Large high speed electronic printers are now combinations of printing engines with extensive computational capability. As such printers enter the workplace, primarily in the print shop environment, the advantage of such devices over offset presses will be noted in the ease in which new jobs can be programmed. However, new customers that will be served by such devices are extremely sensitive to print quality, in general, and specifically, to the appearance of each page of text. One feature of the job to which print shops are particularly sensitized is the use of specified fonts for a printing job.
Heretofore, it has been difficult to specify fonts for use by electronic printers, which usually only provide a limited number of typefaces (such as modern, classic, helvetica, terminal, etc.) in a limited number of font sizes (8-point, 10-point, 12-point, etc,), and font orientations (portrait, landscape, inverse portrait, inverse landscape) with other specified font characteristics (bold, italic, stricken). Font provisions for electronic printers usually offer a limited number of resident fonts, and allow use of added fonts, commonly through cartridge addition which must be changed for each typeface or font, although addition of fonts via a communication channel is known. Generally fonts are very memory intensive, and in a small scale use, only a few fonts can be made available on a single printer. A single, very complete typeface which might provide bitmaps for several fonts of many sizes, each size in any of four orientations, each size and orientation also provided with specified characteristics, and which provides a large number of characters through each font, takes up a significant amount of electronic memory. Of course, some typefaces are more or less developed than others.
In large high speed electronic printers, significantly larger memories are available, allowing the storage of many fonts in a font memory. However, the memory of such devices is not infinite, the addition of new fonts might require operator intervention, and in general, a user would desire optimization of his use of font memory by providing the most used fonts in device storage, and have relatively little used fonts stored on external media for use in the device only as required. A class of users may exist who do not know what fonts are available, who send jobs specifying certain fonts.
A user may elect for reasons of cost, availability or simplicity, to have a relatively small number of fonts available for use. In such cases, where the font called by a document to be printed is not available, a substitute may be used, or a default in the printing of the document must be declared. In a highly automated device, such a default may be undesirable.

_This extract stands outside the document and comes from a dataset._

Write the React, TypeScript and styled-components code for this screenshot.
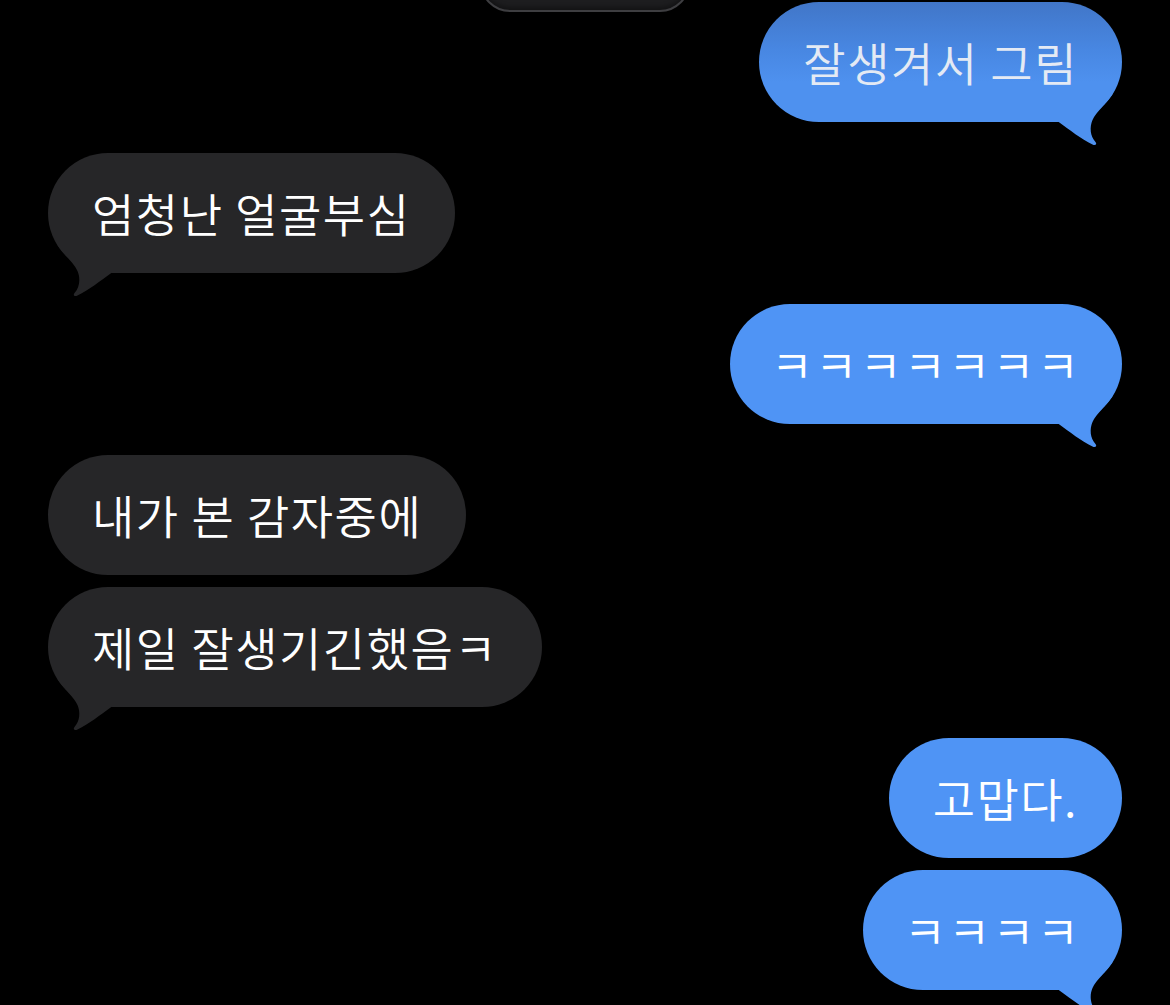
import React from "react";
import styled, { createGlobalStyle } from "styled-components";

const GlobalStyle = createGlobalStyle`
  html, body {
    margin: 0;
    padding: 0;
    background: #000;
    overflow: hidden;
  }
  body {
    font-family: "Noto Sans CJK KR", "Noto Sans", sans-serif;
  }
`;

const Screen = styled.div`
  width: 1170px;
  height: 1005px;
  background: #000;
  overflow: hidden;
  display: flex;
  flex-direction: column;
  padding: 0 48px;
  box-sizing: border-box;
`;

const TopCard = styled.div`
  align-self: center;
  width: 210px;
  height: 50px;
  margin-top: -38px;
  box-sizing: border-box;
  background: #1d1d1f;
  border: 2px solid #3e3e41;
  border-radius: 0 0 30px 30px;
  box-shadow: inset 0 -3px 4px rgba(0, 0, 0, 0.35);
`;

const Row = styled.div<{ $out: boolean; $gap: number }>`
  display: flex;
  justify-content: ${(p) => (p.$out ? "flex-end" : "flex-start")};
  margin-top: ${(p) => p.$gap}px;
`;

const Bubble = styled.div<{ $out: boolean; $top?: boolean; $jamo?: boolean }>`
  position: relative;
  display: inline-flex;
  align-items: center;
  height: 120px;
  padding: 0 ${(p) => (p.$jamo ? "41px 0 41px" : "44px 0 44px")};
  box-sizing: border-box;
  border-radius: 60px;
  background: ${(p) =>
    p.$out
      ? p.$top
        ? "linear-gradient(180deg, #4176c8 0%, #4887e2 40%, #4e91ef 67%, #4e91ef 100%)"
        : "#4f94f5"
      : "#262628"};
  color: ${(p) => (p.$top ? "#e4eaf4" : "#ffffff")};
  font-family: "Noto Sans CJK KR", "Noto Sans", sans-serif;
  font-weight: 350;
  font-size: 46px;
  letter-spacing: ${(p) => (p.$jamo ? "2px" : "1.5px")};
  line-height: 1;
  white-space: nowrap;
`;

const Text = styled.span`
  position: relative;
  z-index: 1;
  transform: translateY(-1px);
`;

const TailSvg = styled.svg<{ $out: boolean }>`
  position: absolute;
  bottom: -24px;
  width: 70px;
  height: 64px;
  ${(p) => (p.$out ? "right: 0;" : "left: 0; transform: scaleX(-1);")}
`;

const Tail = ({ out, color }: { out: boolean; color: string }) => (
  <TailSvg $out={out} viewBox="0 0 70 64">
    <path
      d="M6 0 L66 0 L60 13 C54 22 44 30 40.5 38 C37.5 45 38 54 43.5 60 C45.5 62.5 43 64 40.5 62.5 C29 57 18 48 6 39.5 Z"
      fill={color}
    />
  </TailSvg>
);

type Msg = {
  text: string;
  out: boolean;
  gap: number;
  tail: boolean;
  top?: boolean;
  jamo?: boolean;
};

const messages: Msg[] = [
  { text: "잘생겨서 그림", out: true, gap: -10, tail: true, top: true },
  { text: "엄청난 얼굴부심", out: false, gap: 31, tail: true },
  { text: "ㅋㅋㅋㅋㅋㅋㅋ", out: true, gap: 31, tail: true, jamo: true },
  { text: "내가 본 감자중에", out: false, gap: 31, tail: false },
  { text: "제일 잘생기긴했음ㅋ", out: false, gap: 12, tail: true },
  { text: "고맙다.", out: true, gap: 31, tail: false },
  { text: "ㅋㅋㅋㅋ", out: true, gap: 12, tail: true, jamo: true },
];

export default function App() {
  return (
    <>
      <GlobalStyle />
      <Screen>
        <TopCard />
        {messages.map((m, i) => (
          <Row key={i} $out={m.out} $gap={m.gap}>
            <Bubble $out={m.out} $top={m.top} $jamo={m.jamo}>
              <Text>{m.text}</Text>
              {m.tail && (
                <Tail
                  out={m.out}
                  color={m.out ? (m.top ? "#4e91ef" : "#4f94f5") : "#262628"}
                />
              )}
            </Bubble>
          </Row>
        ))}
      </Screen>
    </>
  );
}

Substitution of available fonts for unavailable fonts is a problem that has been considered. Typically, a print controller implements a substitution algorithm, which looks at the font characteristic information of available fonts, for comparison to the called-for font, and finds the nearest match, in accordance with a preset hierarchy of comparisons. Alternatively, the operator might specify a default. The hierarchy is set by the aesthetics of the algorithm developer. Thus, for example, the algorithm might attempt to match point size, weight, orientation, etc., on a weighted, or ordered basis. However, heretofore only two results have come from that comparison; first, an available font is substituted (sometimes accompanied by notice to the operator on a first sheet), or second, a fault is declared. However, when a fault is not declared, the substituted font may be unacceptable to the font sensitive user. An unacceptable job, which may result when a unacceptable font is used, and may be several thousand pages collated and bound, is an expensive error.